> Objective
Go through the data below. List every line that holds the word "screenshot".

> Records to use
▼
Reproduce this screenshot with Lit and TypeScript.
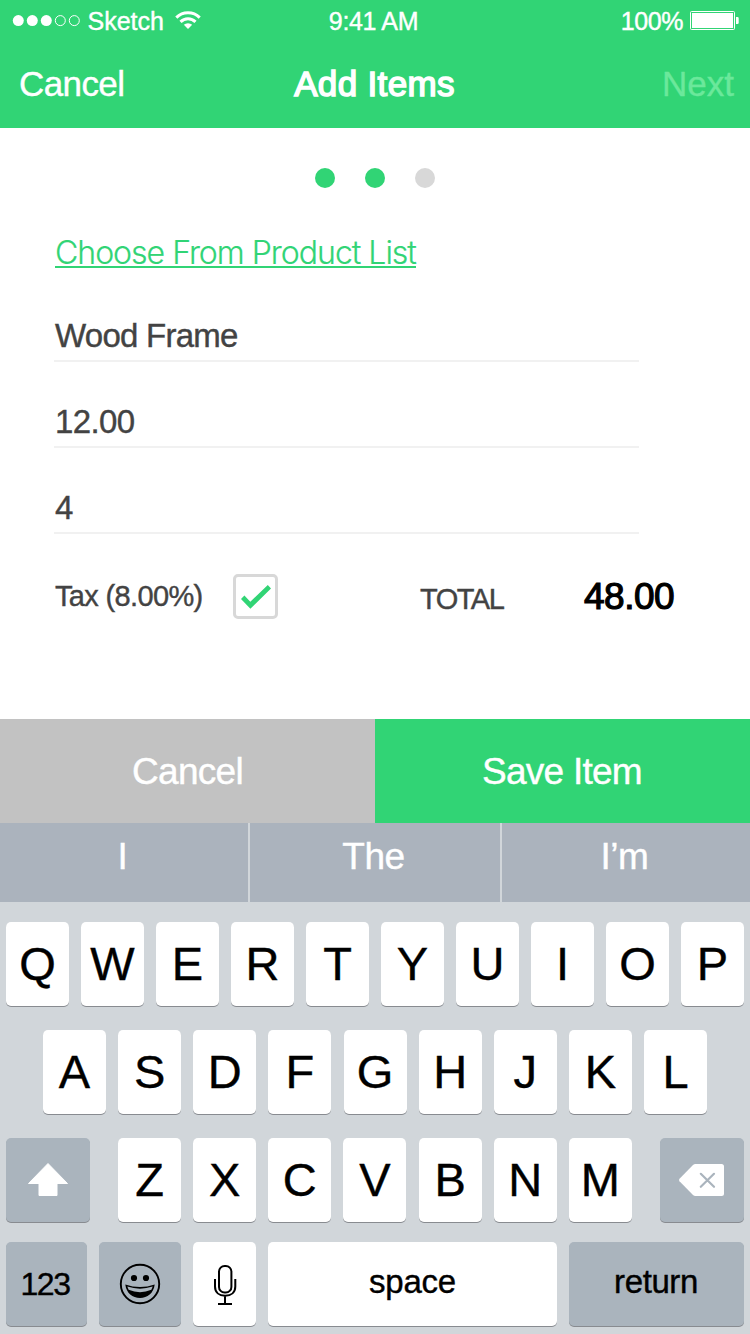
▲
▼
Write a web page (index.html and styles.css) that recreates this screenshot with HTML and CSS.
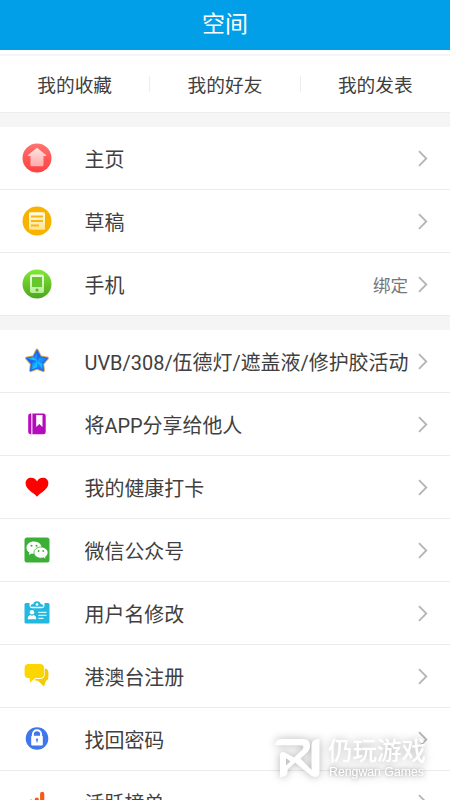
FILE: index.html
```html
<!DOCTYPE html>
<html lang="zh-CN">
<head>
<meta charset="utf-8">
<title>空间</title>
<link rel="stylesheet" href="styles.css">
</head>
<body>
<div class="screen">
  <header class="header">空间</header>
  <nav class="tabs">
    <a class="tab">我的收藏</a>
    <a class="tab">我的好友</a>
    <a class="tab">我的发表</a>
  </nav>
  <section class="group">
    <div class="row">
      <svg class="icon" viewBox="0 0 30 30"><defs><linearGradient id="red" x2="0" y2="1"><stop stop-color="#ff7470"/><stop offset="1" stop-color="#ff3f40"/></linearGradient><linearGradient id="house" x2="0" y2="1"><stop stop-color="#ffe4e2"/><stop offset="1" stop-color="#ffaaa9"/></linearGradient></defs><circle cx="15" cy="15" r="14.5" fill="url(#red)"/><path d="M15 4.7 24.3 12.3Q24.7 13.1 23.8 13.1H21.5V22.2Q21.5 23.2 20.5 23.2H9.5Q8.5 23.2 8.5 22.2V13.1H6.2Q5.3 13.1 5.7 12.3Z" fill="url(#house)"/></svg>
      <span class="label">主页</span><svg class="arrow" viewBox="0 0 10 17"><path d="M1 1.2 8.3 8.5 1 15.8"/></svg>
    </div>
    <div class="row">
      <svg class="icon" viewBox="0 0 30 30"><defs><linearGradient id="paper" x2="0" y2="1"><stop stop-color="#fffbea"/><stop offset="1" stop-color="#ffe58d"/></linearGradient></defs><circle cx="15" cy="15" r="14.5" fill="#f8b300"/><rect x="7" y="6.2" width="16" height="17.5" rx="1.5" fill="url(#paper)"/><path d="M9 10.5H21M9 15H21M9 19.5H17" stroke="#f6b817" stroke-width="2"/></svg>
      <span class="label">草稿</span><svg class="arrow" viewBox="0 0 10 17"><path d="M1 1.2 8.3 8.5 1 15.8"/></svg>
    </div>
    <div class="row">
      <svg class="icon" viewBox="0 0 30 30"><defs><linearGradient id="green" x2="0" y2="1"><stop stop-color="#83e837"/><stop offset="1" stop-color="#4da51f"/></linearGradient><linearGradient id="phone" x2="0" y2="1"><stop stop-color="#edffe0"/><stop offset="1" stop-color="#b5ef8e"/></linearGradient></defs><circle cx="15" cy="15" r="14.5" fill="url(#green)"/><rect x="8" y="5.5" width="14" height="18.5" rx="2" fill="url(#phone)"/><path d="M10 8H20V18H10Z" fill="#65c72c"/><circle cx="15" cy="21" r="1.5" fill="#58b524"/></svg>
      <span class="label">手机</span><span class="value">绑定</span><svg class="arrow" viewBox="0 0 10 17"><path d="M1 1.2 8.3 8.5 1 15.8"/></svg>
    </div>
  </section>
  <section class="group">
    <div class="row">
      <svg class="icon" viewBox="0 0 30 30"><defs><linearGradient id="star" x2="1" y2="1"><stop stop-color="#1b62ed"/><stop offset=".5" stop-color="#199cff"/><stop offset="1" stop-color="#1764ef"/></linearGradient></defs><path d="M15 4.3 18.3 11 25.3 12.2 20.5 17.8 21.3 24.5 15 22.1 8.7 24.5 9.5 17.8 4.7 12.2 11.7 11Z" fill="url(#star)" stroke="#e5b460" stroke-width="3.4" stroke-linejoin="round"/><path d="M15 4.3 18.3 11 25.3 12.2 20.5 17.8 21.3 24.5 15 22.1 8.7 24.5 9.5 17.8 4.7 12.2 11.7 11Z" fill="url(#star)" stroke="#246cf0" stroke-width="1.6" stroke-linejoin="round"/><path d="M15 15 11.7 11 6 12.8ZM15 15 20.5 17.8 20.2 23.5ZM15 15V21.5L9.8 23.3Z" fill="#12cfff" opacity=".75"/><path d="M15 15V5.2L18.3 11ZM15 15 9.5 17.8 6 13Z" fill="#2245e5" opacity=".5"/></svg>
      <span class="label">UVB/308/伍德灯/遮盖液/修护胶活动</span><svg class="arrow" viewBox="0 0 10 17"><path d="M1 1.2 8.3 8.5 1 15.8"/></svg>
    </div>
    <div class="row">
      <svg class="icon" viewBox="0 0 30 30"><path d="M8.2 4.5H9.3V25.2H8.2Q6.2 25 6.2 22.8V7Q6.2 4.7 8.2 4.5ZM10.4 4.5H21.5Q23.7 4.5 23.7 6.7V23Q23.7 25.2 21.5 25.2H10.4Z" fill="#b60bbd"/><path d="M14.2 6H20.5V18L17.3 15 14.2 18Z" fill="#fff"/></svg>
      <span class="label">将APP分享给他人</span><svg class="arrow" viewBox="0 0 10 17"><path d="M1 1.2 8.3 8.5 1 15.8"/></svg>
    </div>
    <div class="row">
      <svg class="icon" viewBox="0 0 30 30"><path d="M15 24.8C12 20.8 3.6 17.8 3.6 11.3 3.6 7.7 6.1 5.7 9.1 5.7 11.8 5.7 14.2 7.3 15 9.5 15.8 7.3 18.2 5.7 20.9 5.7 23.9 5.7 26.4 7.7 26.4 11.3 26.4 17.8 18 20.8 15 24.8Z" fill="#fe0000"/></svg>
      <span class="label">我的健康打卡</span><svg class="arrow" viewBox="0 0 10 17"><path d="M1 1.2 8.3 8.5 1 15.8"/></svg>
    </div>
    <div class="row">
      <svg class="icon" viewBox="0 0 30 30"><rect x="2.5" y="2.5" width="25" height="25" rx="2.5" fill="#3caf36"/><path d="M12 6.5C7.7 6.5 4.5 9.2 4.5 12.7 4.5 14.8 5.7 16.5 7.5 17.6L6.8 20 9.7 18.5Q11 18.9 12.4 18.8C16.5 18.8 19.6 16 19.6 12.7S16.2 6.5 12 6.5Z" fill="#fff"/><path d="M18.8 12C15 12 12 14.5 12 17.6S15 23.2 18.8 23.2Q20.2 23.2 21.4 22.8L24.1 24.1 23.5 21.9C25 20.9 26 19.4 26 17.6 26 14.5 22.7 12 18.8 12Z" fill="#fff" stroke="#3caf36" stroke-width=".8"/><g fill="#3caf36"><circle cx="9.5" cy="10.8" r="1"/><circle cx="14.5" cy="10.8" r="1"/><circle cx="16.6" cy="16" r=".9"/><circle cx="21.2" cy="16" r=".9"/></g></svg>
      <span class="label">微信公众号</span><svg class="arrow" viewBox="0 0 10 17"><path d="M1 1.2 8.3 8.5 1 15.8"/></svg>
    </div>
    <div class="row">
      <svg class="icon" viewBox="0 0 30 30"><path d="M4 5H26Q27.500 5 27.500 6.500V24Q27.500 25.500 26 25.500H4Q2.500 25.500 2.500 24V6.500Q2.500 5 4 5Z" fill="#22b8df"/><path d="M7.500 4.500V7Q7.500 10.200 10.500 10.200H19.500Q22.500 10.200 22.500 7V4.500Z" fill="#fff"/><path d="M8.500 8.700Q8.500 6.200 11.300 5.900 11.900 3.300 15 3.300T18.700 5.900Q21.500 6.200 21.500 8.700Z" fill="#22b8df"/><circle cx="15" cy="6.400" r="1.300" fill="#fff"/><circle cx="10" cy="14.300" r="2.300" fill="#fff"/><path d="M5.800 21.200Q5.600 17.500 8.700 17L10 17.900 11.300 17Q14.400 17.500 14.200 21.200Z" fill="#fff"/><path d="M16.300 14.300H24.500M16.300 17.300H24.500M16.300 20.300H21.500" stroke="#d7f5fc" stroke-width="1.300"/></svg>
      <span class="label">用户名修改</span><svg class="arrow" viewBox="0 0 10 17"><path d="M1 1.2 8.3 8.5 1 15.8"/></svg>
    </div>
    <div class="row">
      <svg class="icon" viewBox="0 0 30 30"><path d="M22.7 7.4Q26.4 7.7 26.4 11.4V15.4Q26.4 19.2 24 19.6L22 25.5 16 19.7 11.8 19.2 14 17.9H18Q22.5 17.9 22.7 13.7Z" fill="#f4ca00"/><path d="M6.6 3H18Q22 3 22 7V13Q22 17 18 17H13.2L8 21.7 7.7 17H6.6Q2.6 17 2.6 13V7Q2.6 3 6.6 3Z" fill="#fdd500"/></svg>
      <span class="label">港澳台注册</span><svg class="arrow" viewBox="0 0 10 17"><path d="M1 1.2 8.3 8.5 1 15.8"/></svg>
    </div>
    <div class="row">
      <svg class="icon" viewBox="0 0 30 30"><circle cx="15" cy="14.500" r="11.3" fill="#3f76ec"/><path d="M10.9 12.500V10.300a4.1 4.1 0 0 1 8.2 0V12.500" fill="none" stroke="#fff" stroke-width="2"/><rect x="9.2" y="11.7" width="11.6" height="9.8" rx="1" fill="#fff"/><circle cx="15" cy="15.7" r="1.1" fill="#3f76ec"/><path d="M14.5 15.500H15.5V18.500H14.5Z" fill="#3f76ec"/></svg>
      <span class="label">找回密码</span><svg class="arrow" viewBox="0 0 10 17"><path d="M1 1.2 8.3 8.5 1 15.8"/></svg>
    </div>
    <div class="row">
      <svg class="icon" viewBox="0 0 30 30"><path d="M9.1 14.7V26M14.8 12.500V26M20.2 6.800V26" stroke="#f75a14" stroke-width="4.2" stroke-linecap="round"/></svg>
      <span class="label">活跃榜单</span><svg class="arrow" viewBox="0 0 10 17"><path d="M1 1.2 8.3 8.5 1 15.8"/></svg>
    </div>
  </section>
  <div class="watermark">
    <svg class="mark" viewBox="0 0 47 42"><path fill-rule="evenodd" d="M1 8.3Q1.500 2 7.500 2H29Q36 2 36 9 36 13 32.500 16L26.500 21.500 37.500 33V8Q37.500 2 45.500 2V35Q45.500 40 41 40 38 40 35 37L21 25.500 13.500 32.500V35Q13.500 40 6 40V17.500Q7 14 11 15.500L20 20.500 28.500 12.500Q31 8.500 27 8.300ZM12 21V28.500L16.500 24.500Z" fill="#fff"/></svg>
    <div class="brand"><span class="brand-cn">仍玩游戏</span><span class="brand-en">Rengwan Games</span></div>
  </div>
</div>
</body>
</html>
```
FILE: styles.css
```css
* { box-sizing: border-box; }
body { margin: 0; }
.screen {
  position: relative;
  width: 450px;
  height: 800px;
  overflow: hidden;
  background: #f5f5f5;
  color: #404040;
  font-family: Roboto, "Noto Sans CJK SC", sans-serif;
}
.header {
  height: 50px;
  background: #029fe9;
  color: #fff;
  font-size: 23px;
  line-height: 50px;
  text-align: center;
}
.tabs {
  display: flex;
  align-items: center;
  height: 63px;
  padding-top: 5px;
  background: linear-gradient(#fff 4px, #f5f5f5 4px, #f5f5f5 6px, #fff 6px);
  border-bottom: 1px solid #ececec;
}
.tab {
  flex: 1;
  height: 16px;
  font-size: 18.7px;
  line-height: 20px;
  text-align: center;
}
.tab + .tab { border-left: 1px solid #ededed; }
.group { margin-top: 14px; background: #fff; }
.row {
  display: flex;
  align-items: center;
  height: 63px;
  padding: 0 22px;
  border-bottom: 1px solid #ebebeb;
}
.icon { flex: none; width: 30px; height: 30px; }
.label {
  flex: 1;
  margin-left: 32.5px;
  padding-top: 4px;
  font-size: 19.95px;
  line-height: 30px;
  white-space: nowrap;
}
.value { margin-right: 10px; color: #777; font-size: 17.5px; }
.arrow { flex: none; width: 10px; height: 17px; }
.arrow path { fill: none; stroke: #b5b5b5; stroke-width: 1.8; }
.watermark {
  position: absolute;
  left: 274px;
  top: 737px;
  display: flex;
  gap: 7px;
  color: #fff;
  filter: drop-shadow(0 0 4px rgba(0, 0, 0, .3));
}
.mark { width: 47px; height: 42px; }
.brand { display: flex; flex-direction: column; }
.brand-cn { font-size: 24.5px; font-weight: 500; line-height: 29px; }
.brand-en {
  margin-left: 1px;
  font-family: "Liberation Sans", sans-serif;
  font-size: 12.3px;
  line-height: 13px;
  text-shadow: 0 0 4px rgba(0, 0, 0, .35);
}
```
▲
> Worked solution
Reproduce this screenshot with Lit and TypeScript.
Write a web page (index.html and styles.css) that recreates this screenshot with HTML and CSS.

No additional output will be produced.